I’m certainly not the only American who has looked at the compass and watched its needle’s slow spin. Most people here come from somewhere else. If we didn’t make the jump, our parents or grandparents did. Some people got here by enforced transportation or slavery. Native peoples were forced off their traditional lands. Many moved deliberately, many got moved. Some of us are immigrants, some refugees—but upheaval is one thing most Americans have in common. And since it is a common bond, we’ve enshrined it. We view constant change as a pure good, as a promise and a possibility.

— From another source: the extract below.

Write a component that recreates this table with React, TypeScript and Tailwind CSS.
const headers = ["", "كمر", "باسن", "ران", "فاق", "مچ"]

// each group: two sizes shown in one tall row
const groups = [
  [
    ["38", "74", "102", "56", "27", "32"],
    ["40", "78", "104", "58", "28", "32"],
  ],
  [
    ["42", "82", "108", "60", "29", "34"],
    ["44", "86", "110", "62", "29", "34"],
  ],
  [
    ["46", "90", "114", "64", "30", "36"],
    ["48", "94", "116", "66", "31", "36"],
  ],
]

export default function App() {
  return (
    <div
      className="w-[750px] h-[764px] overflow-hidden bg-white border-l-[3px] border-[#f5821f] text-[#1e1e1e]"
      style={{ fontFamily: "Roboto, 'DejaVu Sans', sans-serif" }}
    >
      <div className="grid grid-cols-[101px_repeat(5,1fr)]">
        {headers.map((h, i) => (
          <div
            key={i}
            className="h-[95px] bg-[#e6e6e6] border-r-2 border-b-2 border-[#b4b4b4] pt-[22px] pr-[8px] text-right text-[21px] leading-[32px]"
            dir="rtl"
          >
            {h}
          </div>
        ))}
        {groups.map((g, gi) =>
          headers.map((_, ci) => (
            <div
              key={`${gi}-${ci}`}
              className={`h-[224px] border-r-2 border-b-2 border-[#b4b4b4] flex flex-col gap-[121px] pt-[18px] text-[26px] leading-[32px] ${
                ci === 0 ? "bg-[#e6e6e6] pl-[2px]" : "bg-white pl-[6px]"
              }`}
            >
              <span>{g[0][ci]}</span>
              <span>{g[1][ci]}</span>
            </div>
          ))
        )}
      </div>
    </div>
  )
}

“The great affair is to move.” These words are carved into the floor of the Providence train station, and I stood on them many times as I waited for the southbound train to take me to New York, where I could leave student life for a few days and climb back into black separates and makeup and nice shoes—climb back into the Natalia suit and live my dream, the one that our American rootlessness promises of self-transformation through change of place. Somewhere I felt that the end of movement would be the end of dreaming, the end of possibility. I had a sort of horror that, should I finally settle somewhere, I’d somehow end up jockeying infant car seats and eating pizza at Costco and gaining poundage and wearing Liz & Co. until I dropped. Commitment issues, you say? Oh, yes, fostered by our American myth that redemption can follow the “fresh start,” that we have an endless supply of them at our disposal.
I was talking with my father last week. He’s 89. He asked me what I was working on, and I said I was writing a piece about home. “Listen, home’s not a place,” he said. “You take home with you. You carry it with you. When I was on maneuvers in the army in Louisiana, I had a sweater. I’d come back from four days slogging waist-deep in the swamp, and I’d be exhausted and hungry, and I’d just take that sweater and bury my face in it. I’d go to ground. I’d bury my face in that sweater, and I’d forget the mud and the snakes, and the world would reorder itself.”

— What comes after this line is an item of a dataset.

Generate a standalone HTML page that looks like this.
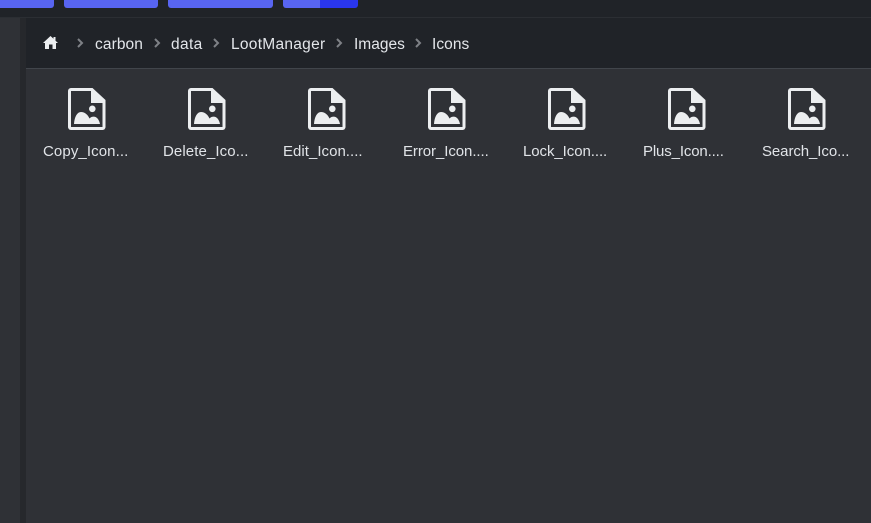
<!DOCTYPE html>
<html>
<head>
<meta charset="utf-8">
<style>
html,body{margin:0;padding:0;background:#2f3136;}
#root{position:relative;width:871px;height:523px;overflow:hidden;background:#2f3136;font-family:"Liberation Sans",sans-serif;color:#e3e6ea;}
.a{position:absolute;}
.btn{position:absolute;top:-6px;height:14px;background:#5865f2;border-radius:3px;}
.t{position:absolute;font-size:15.5px;line-height:20px;white-space:nowrap;top:35px;}
.c{position:absolute;top:38px;}
.ic{position:absolute;top:88px;}
.l{position:absolute;top:142px;font-size:15px;line-height:20px;white-space:nowrap;color:#e1e4e8;}
</style>
</head>
<body>
<div id="root">
<svg width="0" height="0" style="position:absolute">
<defs>
<symbol id="f" viewBox="0 0 38 42">
<path d="M3 0H24.500L37.500 12V39a3 3 0 0 1-3 3H3a3 3 0 0 1-3-3V3a3 3 0 0 1 3-3Z" fill="#eceef0"/>
<path d="M3 3H23V15H34.500V39H3Z" fill="#2f3136"/>
<path d="M6 36C6.500 29 9 24 13 24C17 24 20 27 21.500 30.500C23 29 24.500 28.500 26.500 28.700C29.500 29 31.500 33 32 36Z" fill="#eceef0"/>
<circle cx="24.300" cy="20.800" r="3.300" fill="#eceef0"/>
</symbol>
<symbol id="ch" viewBox="0 0 8 10">
<path d="M2 1L6 5L2 9" fill="none" stroke="#7e8186" stroke-width="2"/>
</symbol>
</defs>
</svg>

<div class="a" style="left:0;top:0;width:871px;height:17px;background:#202328;"></div>
<div class="a" style="left:0;top:17px;width:871px;height:1px;background:#2b2e33;"></div>
<div class="btn" style="left:-10px;width:64px;"></div>
<div class="btn" style="left:64px;width:94px;"></div>
<div class="btn" style="left:168px;width:105px;"></div>
<div class="btn" style="left:283px;width:75px;background:linear-gradient(90deg,#5865f2 0,#5865f2 37px,#2a36ee 37px);"></div>

<div class="a" style="left:0;top:18px;width:20px;height:505px;background:#2f3136;"></div>
<div class="a" style="left:20px;top:18px;width:6px;height:505px;background:#26282c;"></div>
<div class="a" style="left:26px;top:18px;width:845px;height:50px;background:#202328;"></div>
<div class="a" style="left:26px;top:68px;width:845px;height:1px;background:#41454b;"></div>

<svg class="a" style="left:43px;top:36px" width="15" height="13" viewBox="0 0 15 13">
<path d="M7.500 0L0 7H2V13H6V8.500H9.500V13H13V7H15L12.500 4.700V1H10.500V2.800Z" fill="#eceef0"/>
</svg>

<svg class="c" style="left:76px" width="8" height="10"><use href="#ch"/></svg>
<div class="t" style="left:95px;letter-spacing:.1px;">carbon</div>
<svg class="c" style="left:153px" width="8" height="10"><use href="#ch"/></svg>
<div class="t" style="left:171px;letter-spacing:.35px;">data</div>
<svg class="c" style="left:212px" width="8" height="10"><use href="#ch"/></svg>
<div class="t" style="left:231px;letter-spacing:.28px;">LootManager</div>
<svg class="c" style="left:335px" width="8" height="10"><use href="#ch"/></svg>
<div class="t" style="left:354px;">Images</div>
<svg class="c" style="left:414px" width="8" height="10"><use href="#ch"/></svg>
<div class="t" style="left:432px;letter-spacing:.05px;">Icons</div>

<svg class="ic" style="left:68px" width="38" height="42"><use href="#f"/></svg>
<svg class="ic" style="left:188px" width="38" height="42"><use href="#f"/></svg>
<svg class="ic" style="left:308px" width="38" height="42"><use href="#f"/></svg>
<svg class="ic" style="left:428px" width="38" height="42"><use href="#f"/></svg>
<svg class="ic" style="left:548px" width="38" height="42"><use href="#f"/></svg>
<svg class="ic" style="left:668px" width="38" height="42"><use href="#f"/></svg>
<svg class="ic" style="left:788px" width="38" height="42"><use href="#f"/></svg>

<div class="l" style="left:43px;letter-spacing:.1px;">Copy_Icon...</div>
<div class="l" style="left:163px;letter-spacing:.1px;">Delete_Ico...</div>
<div class="l" style="left:283px;letter-spacing:.03px;">Edit_Icon....</div>
<div class="l" style="left:403px;letter-spacing:-.07px;">Error_Icon....</div>
<div class="l" style="left:523px;letter-spacing:-.07px;">Lock_Icon....</div>
<div class="l" style="left:643px;letter-spacing:-.14px;">Plus_Icon....</div>
<div class="l" style="left:762px;letter-spacing:-.08px;">Search_Ico...</div>
</div>
</body>
</html>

Now, I would argue that my father’s view of home as something you can take with you, something you can embed in portable objects, is the coping mechanism of the refugee. It’s the coping mechanism of the person who has had to leave everything and who arrived here like my Russian grandmother did, with a suitcase, an icon, a pot to boil kasha in, and an ornate ormolu traveling clock. Increasingly, it’s our coping mechanism.
I have a friend who once told me he could tell when I felt I was home because it was the place where I unconsciously took off my watch and bangle. Where’s the difference between my bangle and my father’s sweater? I’m carrying home around just like he did. We all do. Unconsciously, we believe we can make up for no ties to place by investing meaning in things and people. That view worked for my father. But for my Russian grandmother, for my mother and her mother, a huge and important aspect of home was particular ground—a specific place. Is our view that home can be captured in a sweater or a watch or a bangle more mythically male than female? Perhaps. Has our idea of home changed from the notion of its being the center of a grounded life to its being a base camp? Definitely.

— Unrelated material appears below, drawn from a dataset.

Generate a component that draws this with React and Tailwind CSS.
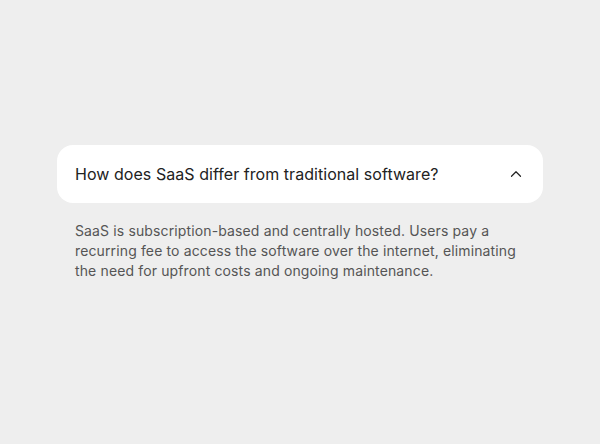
import { ChevronUp } from "lucide-react";

const App = () => {
  return (
    <div
      className="min-h-screen w-full bg-[#eeeeee] flex items-center justify-center"
      style={{ fontFamily: "Inter, 'Noto Sans', sans-serif" }}
    >
      <div className="w-[486px] flex flex-col">
        <button className="w-full bg-white rounded-[16px] px-[18px] py-[18px] flex items-center justify-between text-left">
          <span className="text-[16px] leading-[22px] text-[#222222] tracking-[0.05px]">
            How does SaaS differ from traditional software?
          </span>
          <ChevronUp className="w-[18px] h-[18px] text-[#222222]" strokeWidth={1.6} />
        </button>
        <div className="px-[18px] pt-[18px] pb-[18px]">
          <p className="text-[14px] leading-[20px] text-[#555555] tracking-[0.13px]">
            SaaS is subscription-based and centrally hosted. Users pay a recurring fee to access the
            software over the internet, eliminating the need for upfront costs and ongoing maintenance.
          </p>
        </div>
      </div>
    </div>
  );
};

export default App;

Where’s home? There’s the quick answer we all give—San Francisco!—but what’s your deep answer? Where is the stake that marks home ground? And if you cannot find that stake, how do you move out from nowhere? If you have no center point, how do you find circumference? Newton’s great insight was not that an apple falls to Earth but that it falls toward the center of the Earth. The primal movement of going out and coming in—the great emotional symmetry of the balanced life—relies on our knowing center. How do we find it in our world, in a culture that does not value home as much as it values movement?
We do what we can. To make up for my lack of ties to the land, I spend a lot of energy on people. But because I have fewer relationships than a person who lives where his grandparents lived, since I’m not bonded to a ground, I wind tighter to those dear to me. It’s good to have close bonds, but it’s not necessarily good to expect people to take up the slack left by the lack of a center. I expect too much from too few: anacondas kill their prey by squeezing.
I want to feel at home, and so I hold on to the things I think define a home. I can’t tell you how much money I’ve spent over the years on “nesting.” Americans spend huge sums on matching love seats and granite kitchen counters, on knocking out walls or painting them warm tones—or as the immortal bards of JC Penney’s marketing department now call it, “creating a haven.” But for some reason a lot of this homemaking doesn’t make home. For most of us a house is not a home: it’s just a tricked-out caravan.
We live in expensive caravans, but unlike gypsies or bedouins, we don’t follow an annual route of pilgrimage, hitting the same oasis every six months. The great circle that leads the nomad from oasis to oasis, from town to town, is broken for us. We’re not migrating swallows or trail-bound Apache: we take random routes. We stay for a while. We don’t come back. We may admire Wendell Berry and nod our heads wisely over his elegant prose, but we don’t have a family farm, we have no ties to the land—we have a mortgage on a house in a town where we’ve lived for a few years. And if we do live near where we were brought up, that area has often changed so much through the building of strip malls and highway exits and housing complexes that it might as well be a different place.
What is the emotional toll of having no place to call home? What is the psychic result of moving for the company every three years? What is the price of a Best Buy and Staples at every 40-mile interval along the interstate? Of suburban houses that could as easily be in North Carolina as in California? Why is so much of America swallowing antidepressants?
I have a friend, Gil, whose great-uncle moved just once. In the early 1900s he got on a ship in Vladivostok and got off in Seattle. Not hugely knowledgeable about matters equine, he bought a horse and rode it east, planning to tour America. Sadly, this tour ended abruptly when the horse died about 40 miles from Seattle. Gil’s great-uncle buried the horse, made home right there, and let life unfold around him.
Shortly after I moved to the island where I live, a small-time TV host in Seattle asked me where I was from. That question again. I said I was from New York. “Why did you come out here?” he asked, vaguely incredulous that anyone with any sense would leave a media market like Manhattan to set up house on an island with only one public-access channel and no radio station. “I was tired of New York,” I said.
“Well, you better not get tired of the island,” he quipped snappily, “because the only thing west of you is water.” I believe he was unaware of the existence of the Olympic Peninsula. He was a recent transplant himself. But I took his larger meaning: you’ve run this far, and this is as far as you can run. Here the land ends: make home.